Rinpoche: Your question is how to be objective in your reflection, right? I think the way to do this is to try to become a researcher yourself — to find the real truth, the real story, rather than a bias towards your own tendency to see it one way or the other. If you become a researcher searching out the truth, the real story, rather than creating a bias out of your own inclinations to support somebody and be against someone else or even be in support of the Dharma and against samsara, you will not become partial. If you become a genuine researcher, you are trying to find the truth. Then the Dharma and your fndings will come together. And this is the way to be objective. And you have to take time. Not everything becomes clear [Snaps fingers] at once. You have to take time too to sometimes sit with the situation or sit with what you are contemplating to find out more.

Let’s say, for instance, that something is said in the Dharma about how your mind works. And then you are contemplating whether your mind is working that way or not. Maybe you don’t see very clearly that your mind works that way. But then let’s say you are in pain, in the pain of feeling quite jealous about something. At that point, if you could disassociate yourself from the pain and look at the pain more closely and openly, you would see that what the Dharma says about your state of mind much clearer. Pain can be a better revealer of your own mind than any other state. Sometimes pain is really a great ally for you to discover certain defects in your mind. Pain sometimes can serve as an illuminator.

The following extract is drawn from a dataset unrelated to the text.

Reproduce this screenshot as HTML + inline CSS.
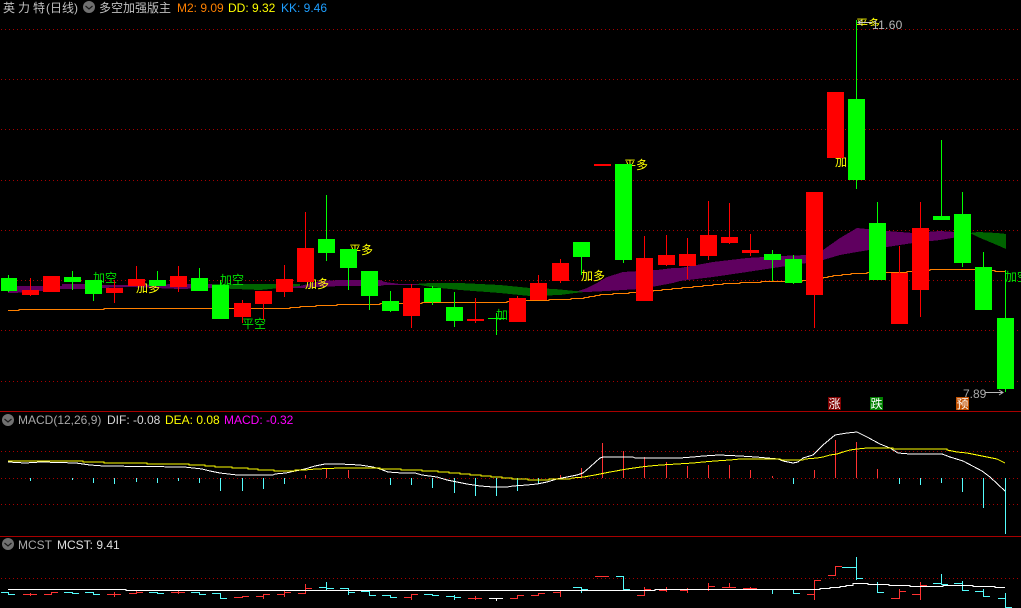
<!DOCTYPE html>
<html lang="zh"><head><meta charset="utf-8"><title>英力特</title>
<style>
html,body{margin:0;padding:0;background:#000;width:1021px;height:608px;overflow:hidden}
svg{display:block}
text{font-family:"Liberation Sans","WenQuanYi Zen Hei","Noto Sans CJK SC",sans-serif;font-size:12px}
.cn{font-family:"WenQuanYi Zen Hei","Noto Sans CJK SC",sans-serif}
.c{shape-rendering:crispEdges}
</style></head><body>
<svg width="1021" height="608" viewBox="0 0 1021 608" xmlns="http://www.w3.org/2000/svg">
<defs><clipPath id="top"><rect x="850" y="16" width="40" height="10"/></clipPath></defs>
<rect width="1021" height="608" fill="#000"/>
<g class="c" stroke="#a80000" stroke-width="1" stroke-dasharray="1 3" stroke-dashoffset="3" fill="none">
<path d="M0 29.5H1021"/><path d="M0 79.5H1021"/><path d="M0 129.5H1021"/><path d="M0 180.5H1021"/><path d="M0 230.5H1021"/><path d="M0 280.5H1021"/><path d="M0 330.5H1021"/><path d="M0 381.5H1021"/><path d="M0 451.5H1021"/><path d="M0 478.5H1021"/><path d="M0 504.5H1021"/><path d="M0 578.5H1021"/>
</g>
<path class="c" d="M0 411.5H1021M0 536.5H1021" stroke="#a80000" stroke-width="1" fill="none"/>

<!-- ribbons -->
<path class="c" fill="#5f005f" d="M8 290L16 286L62 286L62 284L85 284L102 285L130 285L180 284L212 284L300 286L320 281L340 280L380 280L385 282L400 284L420 284L420 285L400 285L385 285L380 286L340 286L320 287L300 288L212 288L180 289L130 287L102 288L85 289L62 289L40 291L30 292L14 293L8 293Z"/>
<path class="c" fill="#5f005f" d="M575 292L587 288L597 283L607 277L623 272L640 271L657 270L673 268L680 268L713 262L747 258L780 256L807 255L823 250L840 238L857 228L887 231L913 233L940 231L970 233L970 235L940 240L913 243L887 247L857 252L840 255L823 260L807 263L780 267L747 272L713 277L680 281L673 283L657 286L640 289L623 290L607 291L587 292Z"/>
<path class="c" fill="#006400" d="M212 284L300 284L300 286L260 290L212 288Z"/>
<path class="c" fill="#006400" d="M415 284L430 283L460 283L480 284L500 285L530 288L555 289L575 291L585 292L575 293L560 295L530 296L500 293L460 290L430 287Z"/>
<path class="c" fill="#006400" d="M970 233L978 232L997 233L1006 234L1006 249L997 245L985 240L978 237Z"/>

<!-- orange line -->
<path class="c" fill="none" stroke="#ff8000" stroke-width="1" d="M8 310.5H19V309.5H104V308.5H290V307.5H300V306.5H316V305.5H337V304.5H380V303.5H422V302.5H507V301.5H518V300.5H549V299.5H571V298.5H584V297.5H589V296.5H595V295.5H600V294.5H613V293.5H629V292.5H640V291.5H653V290.5H662V289.5H672V288.5H682V287.5H693V286.5H703V285.5H713V284.5H723V283.5H740V282.5H761V281.5H802V280.5H815V278.5H823V277.5H828V276.5H833V275.5H842V274.5H851V273.5H867V272.5H907V271.5H918V270.5H930V269.5H985V270.5H995V271.5H1005"/>

<!-- labels -->
<g class="cn">
<text x="93" y="282" fill="#00e000">加空</text>
<text x="136" y="292" fill="#ffff00">加多</text>
<text x="220" y="284" fill="#00e000">加空</text>
<text x="242" y="328" fill="#00e000">平空</text>
<text x="305" y="288" fill="#ffff00">加多</text>
<text x="349" y="254" fill="#ffff00">平多</text>
<text x="496" y="319" fill="#00e000">加空</text>
<text x="581" y="280" fill="#ffff00">加多</text>
<text x="624" y="169" fill="#ffff00">平多</text>
<text x="835" y="166" fill="#ffff00">加多</text>
<text x="856" y="28" fill="#ffff00" clip-path="url(#top)">平多</text>
<text x="1005" y="281" fill="#00e000">加空</text>
</g>

<!-- candles -->
<path class="c" fill="#00ff00" d="M8 275h1v17h-1zM72 271h1v19h-1zM93 280h1v21h-1zM157 271h1v15h-1zM199 268h1v23h-1zM220 280h1v39h-1zM326 195h1v66h-1zM348 268h1v22h-1zM369 296h1v14h-1zM390 291h1v21h-1zM432 286h1v19h-1zM454 292h1v35h-1zM496 313h1v22h-1zM581 257h1v18h-1zM623 260h1v3h-1zM772 250h1v31h-1zM793 255h1v29h-1zM856 20h1v169h-1zM877 202h1v21h-1zM941 140h1v76h-1zM962 192h1v75h-1zM983 252h1v15h-1zM1005 270h1v122h-1z
M1 278h16V291H1zM64 277h17V282H64zM85 280h17V294H85zM149 280h17V286H149zM191 278h17V291H191zM212 285h17V319H212zM318 239h17V253H318zM340 249h17V268H340zM361 271h17V296H361zM382 301h17V311H382zM424 288h17V302H424zM446 307h17V321H446zM488 318h17V319H488zM573 242h17V257H573zM615 164h17V260H615zM764 254h17V260H764zM785 259h17V283H785zM848 99h17V180H848zM869 223h17V280H869zM933 216h17V220H933zM954 214h17V263H954zM975 267h17V310H975zM997 318h17V389H997z"/>
<path class="c" fill="#ff0000" d="M30 278h1v18h-1zM114 280h1v23h-1zM136 266h1v20h-1zM178 266h1v26h-1zM242 300h1v23h-1zM263 304h1v16h-1zM284 265h1v32h-1zM305 212h1v36h-1zM411 284h1v44h-1zM475 298h1v25h-1zM517 296h1v2h-1zM538 275h1v8h-1zM560 259h1v24h-1zM644 236h1v22h-1zM666 235h1v31h-1zM687 238h1v41h-1zM708 201h1v59h-1zM729 203h1v41h-1zM750 234h1v22h-1zM814 295h1v33h-1zM899 246h1v27h-1zM920 202h1v115h-1z
M22 290h17V295H22zM43 276h17V292H43zM106 288h17V293H106zM128 279h17V286H128zM170 276h17V287H170zM234 303h17V317H234zM255 291h17V304H255zM276 279h17V292H276zM297 248h17V282H297zM403 288h17V316H403zM467 319h17V321H467zM509 298h17V322H509zM530 283h17V300H530zM552 263h17V281H552zM594 164h17V166H594zM636 258h17V301H636zM658 255h17V265H658zM679 254h17V266H679zM700 235h17V256H700zM721 237h17V243H721zM742 250h17V253H742zM806 192h17V295H806zM827 92h17V158H827zM891 273h17V324H891zM912 228h17V290H912z"/>

<!-- price markers -->
<path d="M872 22.5H858M862 20L858 22.5L862 25" stroke="#c8c8c8" stroke-width="1" fill="none"/>
<text x="872" y="29" fill="#b8b8b8" letter-spacing=".3">11.60</text>
<text x="963" y="398" fill="#a8a8a8">7.89</text>
<path d="M985 392.5H1003M999 390L1003 392.5L999 395" stroke="#b8b8b8" stroke-width="1" fill="none"/>

<!-- signal badges -->
<rect class="c" x="828" y="397" width="13" height="13" fill="#800000"/>
<text class="cn" x="828.5" y="408" fill="#fff">涨</text>
<rect class="c" x="870" y="397" width="13" height="13" fill="#008000"/>
<text class="cn" x="870.5" y="408" fill="#fff">跌</text>
<rect class="c" x="956" y="397" width="13" height="13" fill="#c05000"/>
<text class="cn" x="956.5" y="408" fill="#fff">预</text>

<!-- MACD histogram -->
<path class="c" fill="none" stroke="#54fcfc" d="M30.5 478V481M72.5 478V480M93.5 478V483M114.5 478V484M136.5 478V482M157.5 478V483M178.5 478V481M199.5 478V483M220.5 478V491M242.5 478V491M263.5 478V489M284.5 478V484M390.5 478V485M411.5 478V485M432.5 478V488M454.5 478V493M475.5 478V496M496.5 478V496M517.5 478V491M538.5 478V484M793.5 478V484M899.5 478V484M920.5 478V485M941.5 478V483M962.5 478V492M983.5 478V508M1005.5 478V534"/>
<path class="c" fill="none" stroke="#ff3232" d="M305.5 475V478M326.5 469V478M348.5 470V478M560.5 475V478M581.5 468V478M602.5 443V478M623.5 451V478M644.5 457V478M666.5 462V478M687.5 466V478M708.5 465V478M729.5 465V478M750.5 470V478M772.5 476V478M814.5 470V478M835.5 440V478M856.5 442V478M877.5 469V478"/>

<!-- DIF -->
<polyline class="c" fill="none" stroke="#ffffff" points="8,462 25,463 41,462 76,463 83,464 90,465 104,466 184,467 193,468 202,469 210,471 220,473 237,475 273,475 275,474 286,473 295,471 305,469 315,466 325,464 340,464 360,465 373,467 380,469 388,472 402,473 415,473 422,475 437,477 447,480 457,482 467,484 480,486 493,487 507,487 513,486 527,485 537,484 547,482 557,479 567,477 577,475 583,473 590,467 600,458 603,457 633,457 635,458 680,458 693,457 703,456 719,455 740,456 756,457 767,458 778,459 783,461 788,462 793,463 798,462 803,458 813,455 823,445 835,435 847,433 857,432 867,437 880,444 890,448 898,453 910,454 942,454 950,457 963,461 982,471 990,477 1005,491"/>
<!-- DEA -->
<polyline class="c" fill="none" stroke="#ffff00" points="8,461 83,461 83,462 104,462 104,463 147,463 147,464 189,464 189,465 205,465 205,466 215,466 215,467 232,467 232,468 248,468 248,469 258,469 258,470 274,470 274,471 295,471 295,470 305,470 316,469 340,468 380,468 380,469 401,469 401,470 422,470 422,471 438,471 438,472 449,472 449,473 460,473 460,474 470,474 470,475 481,475 481,476 491,476 491,477 502,477 502,478 512,478 512,479 528,479 528,480 549,480 549,479 570,479 572,478 584,477 589,476 595,475 600,474 605,473 610,472 616,471 621,470 627,469 634,468 641,467 650,466 661,465 677,464 693,463 703,462 715,461 730,460 740,459 780,459 782,460 803,460 805,459 817,458 823,457 830,455 837,454 843,452 850,450 857,449 867,448 893,448 893,449 947,449 947,450 957,452 967,453 977,455 987,457 997,459 1005,463"/>

<!-- MCST -->
<path class="c" fill="none" stroke="#54fcfc" d="M1 592.5H8.5V594.5H15M64 592.5H72.5V593.5H79M85 592.5H93.5V594.5H100M149 592.5H157.5V593.5H164M191 592.5H199.5V594.5H206M212 593.5H220.5V598.5H227M340 588.5H348.5V592.5H355M348.5 592V595M361 591.5H369.5V595.5H376M382 595.5H390.5V597.5H397M424 594.5H432.5V595.5H439M446 596.5H454.5V597.5H461M454.5 595V600M573 587.5H581.5V589.5H588M581.5 589V593M616 576.5H623.5V589.5H630M326.5 582V590M319 587.5H326.5V588.5H334M772.5 590V594M793.5 590V593.5H800M849 567.5H856.5V578.5H863M856.5 557V580M933 583.5H941.5V584.5H948M941.5 574V585M954 583.5H962.5V590.5H969M962.5 581V591M975 591.5H983.5V596.5H990M983.5 589V596M998 598.5H1005.5V607.5H1012M1005.5 593V607M877.5 582V592.5H884"/>
<path class="c" fill="none" stroke="#ff3232" d="M23 594.5H37M30.5 593V596M44 594.5H51.5V592.5H58M107 594.5H121M114.5 592V597M129 593.5H136.5V592.5H143M136.5 591V594M171 592.5H185M178.5 591V594M234 597.5H242.5V596.5H249M256 596.5H263.5V594.5H270M263.5 594V599M277 594.5H284.5V592.5H291M284.5 591V597M298 593.5H305.5V588.5H312M305.5 584V594M404 597.5H411.5V594.5H418M411.5 594V600M468 598.5H482M475.5 596V600M510 598.5H517.5V595.5H524M531 595.5H538.5V593.5H545M553 592.5H560.5M560.5 591V597M595 576.5H609M637 595.5H644.5V589.5H651M644.5 587V596M659 590.5H666.5M666.5 587V592M680 590.5H687.5M687.5 588V593M708.5 583V591M708.5 586.5H715M722 587.5H736M729.5 583V588M743 588.5H757M750.5 587V589M807 594.5H814.5V580.5H821M814.5 580V600M828 575.5H835.5V566.5H842M891 598.5H899.5V591.5H906M899.5 589V599M912 594.5H920.5V585.5H927M920.5 582V600"/>
<path class="c" fill="none" stroke="#ffffff" d="M489 598.5H503M496.5 598V601"/>
<path class="c" fill="none" stroke="#ffffff" d="M8 589.5H126V590.5H655V589.5H820V588.5H830V587.5H840V586.5H846V585.5H853V583.5H868V584.5H889V585.5H910V586.5H943V585.5H973V586.5H995V587.5H1005"/>
<path class="c" fill="none" stroke="#54fcfc" d="M842 567.5H849"/>

<!-- header -->
<text class="cn" x="3" y="12" fill="#c0c0c0">英</text>
<text class="cn" x="18" y="12" fill="#c0c0c0">力</text>
<text class="cn" x="33" y="12" fill="#c0c0c0">特</text>
<text x="46" y="12" fill="#c0c0c0">(</text>
<text class="cn" x="50" y="12" fill="#c0c0c0">日线</text>
<text x="74" y="12" fill="#c0c0c0">)</text>
<circle cx="89" cy="7" r="6" fill="#707070"/>
<path d="M85.5 6L89 9L92.5 6" stroke="#1a1a1a" stroke-width="1.2" fill="none"/>
<text class="cn" x="99" y="12" fill="#c0c0c0">多空加强版主</text>
<text x="177" y="12" fill="#ff8000">M2: 9.09</text>
<text x="228" y="12" fill="#ffff00">DD: 9.32</text>
<text x="281" y="12" fill="#1e9fff">KK: 9.46</text>

<!-- MACD header -->
<circle cx="8" cy="420" r="6" fill="#707070"/>
<path d="M4.5 419L8 422L11.5 419" stroke="#1a1a1a" stroke-width="1.2" fill="none"/>
<text x="18" y="424" fill="#a8a8a8">MACD(12,26,9)</text>
<text x="107" y="424" fill="#d8d8d8">DIF: -0.08</text>
<text x="165" y="424" fill="#ffff00">DEA: 0.08</text>
<text x="224" y="424" fill="#ff00ff">MACD: -0.32</text>

<!-- MCST header -->
<circle cx="8" cy="544" r="6" fill="#707070"/>
<path d="M4.5 543L8 546L11.5 543" stroke="#1a1a1a" stroke-width="1.2" fill="none"/>
<text x="18" y="549" fill="#a8a8a8">MCST</text>
<text x="57" y="549" fill="#e0e0e0">MCST: 9.41</text>
</svg>
</body></html>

People think, “Oh, I’m not very arrogant; I don’t feel so arrogant; I don’t think I see myself as arrogant.” And it’s true, people feel that way. But when they are offended and they have pain, they can see how they have been arrogant all along. My answer to you is, “Become a researcher,” and not just in support of the Dharma. That is why Buddha has said, “Examine my words like a goldsmith examines gold; do not take my word because it’s my word.” These words encourage us to become like a researcher. Use pain to get to know your state of mind much more deeply, in order to develop a conviction in the Dharma.